School officials said Thursday it is a "real possibility" that they could have to come before the council again in the summer with an amended budget request.
Councilwoman Mary Ann Lisanti said the situation puts everyone involved into "very uncharted waters."
"I find this to be a very difficult situation, to sit here and talk in grand terms about a very uncertain budget situation," she said.
"I can't remember the last time a county government was facing [a situation] without having a state budget and also a situation of being presented a county executive budget and board of education budget with a separation of $24 million," she continued.
"That has to be very unsettling, not only for us as leaders of the county, but also unsettling for our taxpayers," she said. "What are we doing, is probably the question people at home ask."
Teacher pay, negotiation timing
One of the school system's top increased spending requests is for higher teacher salaries, an issue Tomback said has been exacerbated with reduced state funding for local schools and the attempt by the governor and legislature to shift teacher pension costs to the counties.
"We do believe this will be four years with no raises," he said.
Lisanti asked who establishes timelines on the union negotiations and contract agreements and was told the timeline can be changed by the school system. She said that timing needs to be seriously reconsidered.
"That is a systemic problem, in my mind," she said. "If there is one thing that could clarify that or streamline it, it would be to look at that timeline and make it consistent with the budgeting process."
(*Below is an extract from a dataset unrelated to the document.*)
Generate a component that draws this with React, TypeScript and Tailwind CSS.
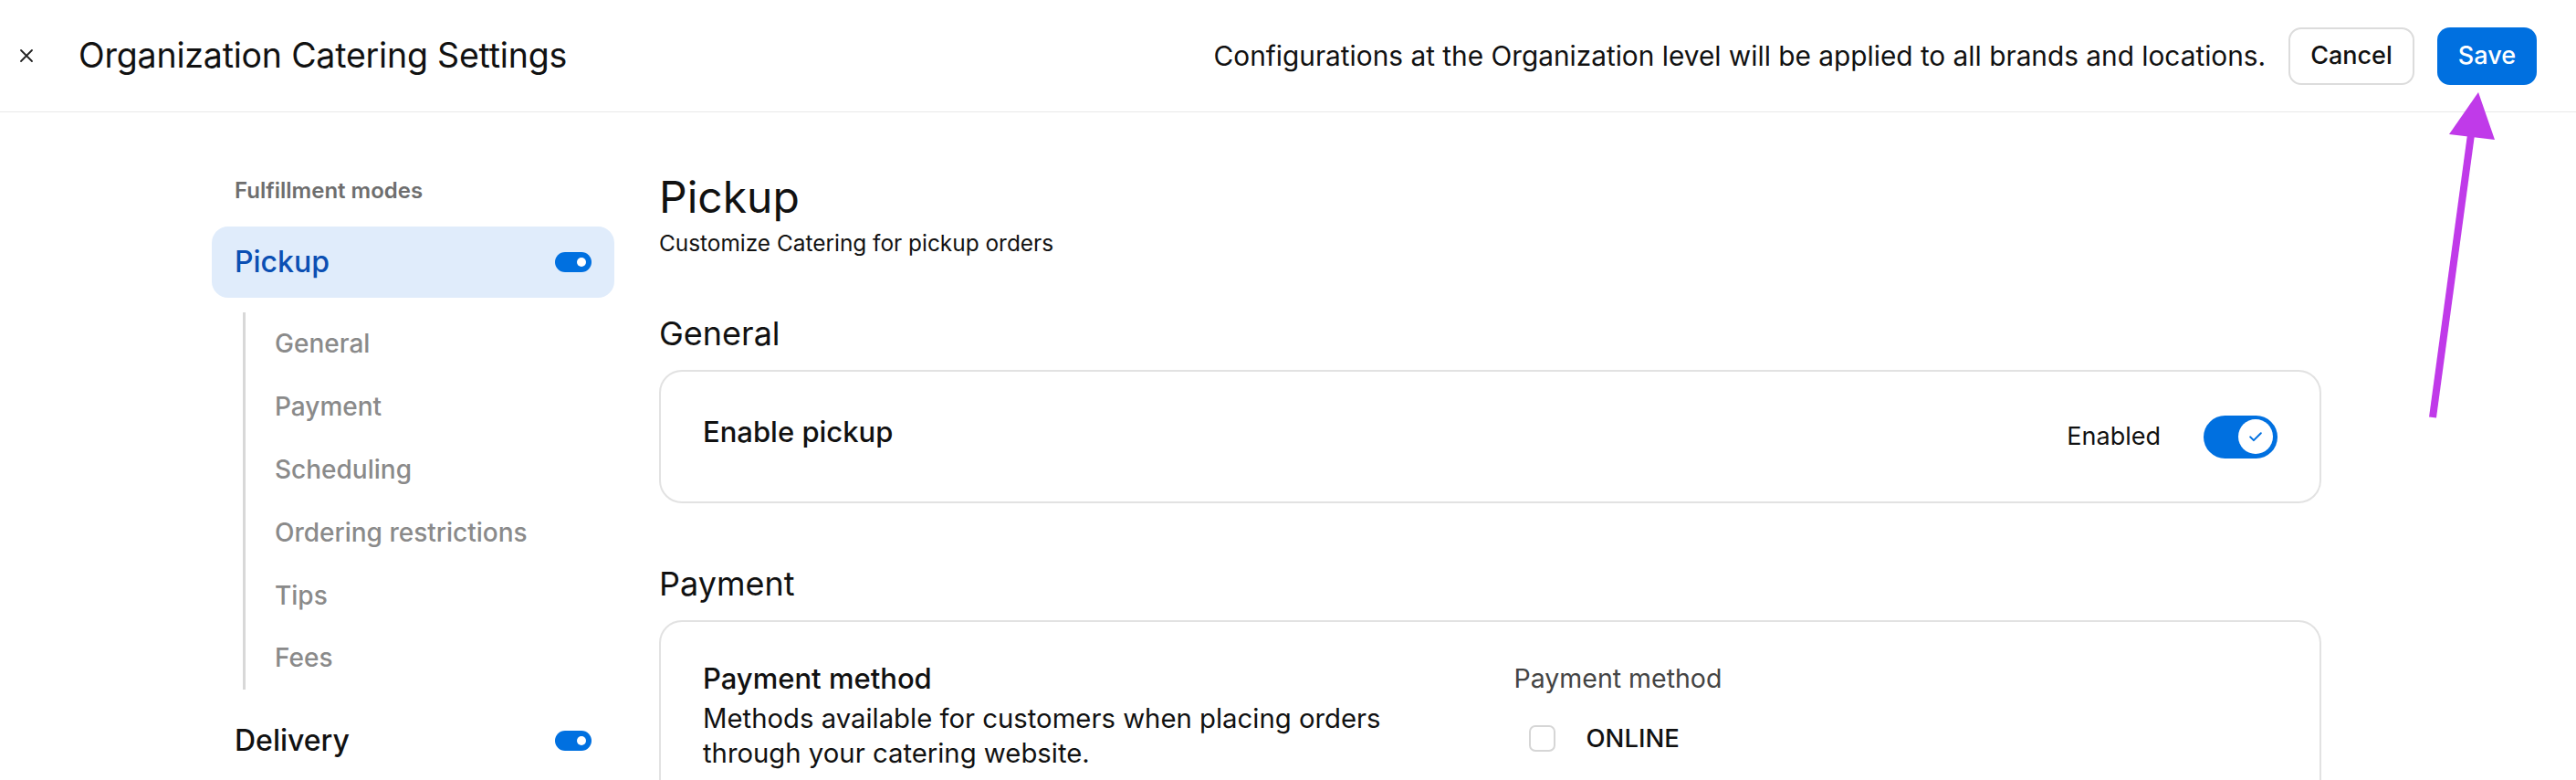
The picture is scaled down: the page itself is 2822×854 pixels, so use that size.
import React from "react";

const font = { fontFamily: "Inter, 'Noto Sans', sans-serif" };

function SmallToggle() {
  return (
    <div className="w-[40px] h-[22px] rounded-full bg-[#0070e0] flex items-center justify-end pr-[6px]">
      <div className="w-[10px] h-[10px] rounded-full bg-white" />
    </div>
  );
}

function BigToggle() {
  return (
    <div className="w-[81px] h-[47px] rounded-full bg-[#0070e0] flex items-center justify-end pr-[5px]">
      <div className="w-[38px] h-[38px] rounded-full bg-white flex items-center justify-center">
        <svg width="20" height="20" viewBox="0 0 24 24" fill="none" stroke="#0070e0" strokeWidth="2.4" strokeLinecap="round" strokeLinejoin="round">
          <path d="M5 12.5l4.5 4.5L19 7.5" />
        </svg>
      </div>
    </div>
  );
}

export default function App() {
  const subItems = ["General", "Payment", "Scheduling", "Ordering restrictions", "Tips", "Fees"];
  return (
    <div className="relative w-[2822px] h-[854px] overflow-hidden bg-white text-[#111]" style={font}>
      {/* Header */}
      <header className="h-[123px] border-b border-[#e9e9e9] flex items-center pl-[20px] pr-[43px]">
        <svg width="18" height="18" viewBox="0 0 18 18" stroke="#222" strokeWidth="1.8" strokeLinecap="round">
          <path d="M3 3l12 12M15 3L3 15" />
        </svg>
        <h1 className="ml-[48px] text-[37.5px] leading-[44px] font-normal tracking-[-0.2px] text-[#111]">Organization Catering Settings</h1>
        <div className="ml-auto flex items-center gap-[25px]">
          <span className="text-[29.8px] text-[#111]">Configurations at the Organization level will be applied to all brands and locations.</span>
          <button className="h-[63px] px-[22px] rounded-[14px] border-2 border-[#dcdcdc] bg-white text-[27px] font-medium text-[#111]">Cancel</button>
          <button className="h-[63px] px-[23px] rounded-[14px] bg-[#0070e0] text-[27px] font-medium text-white">Save</button>
        </div>
      </header>

      <div className="flex pl-[232px]">
        {/* Sidebar */}
        <aside className="w-[441px] pt-[72px]">
          <div className="pl-[25px] text-[24px] leading-[28px] font-semibold text-[#6e6e6e]">Fulfillment modes</div>
          <div className="mt-[25px] h-[78px] rounded-[18px] bg-[#e0ecfb] flex items-center justify-between pl-[25px] pr-[25px]">
            <span className="text-[32px] font-medium text-[#0b4fb3]">Pickup</span>
            <SmallToggle />
          </div>
          <div className="mt-[16px] ml-[34px] border-l-[3px] border-[#d8d8d8] pl-[32px] flex flex-col">
            {subItems.map((s) => (
              <div key={s} className="h-[68.8px] flex items-center text-[28px] font-medium text-[#8a8a8a]">{s}</div>
            ))}
          </div>
          <div className="mt-[17px] h-[78px] flex items-center justify-between pl-[25px] pr-[25px]">
            <span className="text-[32px] font-medium text-[#111]">Delivery</span>
            <SmallToggle />
          </div>
        </aside>

        {/* Main */}
        <main className="ml-[49px] w-[1821px] pt-[64px]">
          <h2 className="text-[48px] leading-[58px] font-normal text-[#111]">Pickup</h2>
          <p className="mt-[6px] text-[24.4px] leading-[30px] text-[#111]">Customize Catering for pickup orders</p>

          <h3 className="mt-[62px] text-[36px] leading-[44px] font-normal">General</h3>
          <div className="mt-[18px] h-[146px] rounded-[25px] border-2 border-[#e2e2e2] flex items-center justify-between px-[46px]">
            <span className="text-[31px] font-medium -mt-[10px]">Enable pickup</span>
            <div className="flex items-center gap-[47px]">
              <span className="text-[27px]">Enabled</span>
              <BigToggle />
            </div>
          </div>

          <h3 className="mt-[66px] text-[36px] leading-[44px] font-normal">Payment</h3>
          <div className="mt-[18px] h-[300px] rounded-[25px] border-2 border-[#e2e2e2] px-[46px] pt-[42px] grid grid-cols-2 gap-x-[52px]">
            <div>
              <div className="text-[31px] leading-[40px] font-medium">Payment method</div>
              <div className="mt-[5px] text-[29.3px] leading-[38px] text-[#111]">
                Methods available for customers when placing orders through your catering website.
              </div>
            </div>
            <div>
              <div className="text-[28.5px] leading-[40px] text-[#444]">Payment method</div>
              <div className="mt-[25px] flex items-center pl-[16px]">
                <div className="w-[29px] h-[29px] rounded-[7px] border-2 border-[#d6d6d6] bg-white" />
                <span className="ml-[34px] text-[27.5px] font-medium">ONLINE</span>
              </div>
            </div>
          </div>
        </main>
      </div>

      {/* Annotation arrow */}
      <svg className="absolute left-0 top-0 pointer-events-none" width="2822" height="854">
        <line x1="2665" y1="457" x2="2708" y2="140" stroke="#c03ae9" strokeWidth="8" />
        <polygon points="2715,101 2683,147 2733,153" fill="#c03ae9" />
      </svg>
    </div>
  );
}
Boniface also told school officials he did not want a repeat of past misunderstandings over the operating budget and negotiated union contracts.
"If there is something you have concerns in this operating budget, the best way to do that is through communication," he said. "Let's not go down this road again."
Vision for services
Aside from the budget conundrum, council members had some questions Thursday about the school system's overall operations.
Lisanti asked Tomback about his vision for the delivery of services to students, which prompted the superintendent to defend the priority of serving students above the circumstances of a difficult economy.
"In times of potential economic contraction, in times of economic uncertainty, we in the school system can get lost in all of that. We can feel bewildered in all of that," he said.
"We can allow ourselves to become weighted down by all of these concerns, because you haven't even touched on those things that are critical in the things we are looking at in the field of education," he said. "If we allow ourselves to do that, we will lose our way and we will do a disservice to every one of our almost 39,000 students."
Tomback said he tells teachers, when students are getting off buses in the morning: "Just look out of the window. Look at every one of those boys and girls getting off those school buses. That is where our focus is."
"We must be very clear as to what our mission is and how we're going to get there," he continued. "The standard for achievement continues to rise, as [it] should. It's a challenge that every one of our employees understands."
Instead of "wring[ing] our hands," Tomback said officials must decide what to do.
"This is the budget we believe we need to accomplish our mission. We understand there are fiscal realities," he said.
Food service questions
Another issue raised by the council about the school operating budget was food service, which shows items like ice cream and ostensibly less healthy foods receiving increased funding.
"It just seems inconsistent," Councilman Dick Slutzky said, noting schools have a movement to improve nutrition.
School administration chief Joe Licata said items like ice cream must be provided in addition to healthier foods because students still want ice cream.
"If they don't buy anything, then there will be no food services," he said.
"I absolutely, unequivocally reject the idea that we have to have bad foods to sell to children because that is what they want," Lisanti said. "That is philosophically wrong."
"We never said we have to have 'bad food.' We never said 'bad food,'" Licata replied.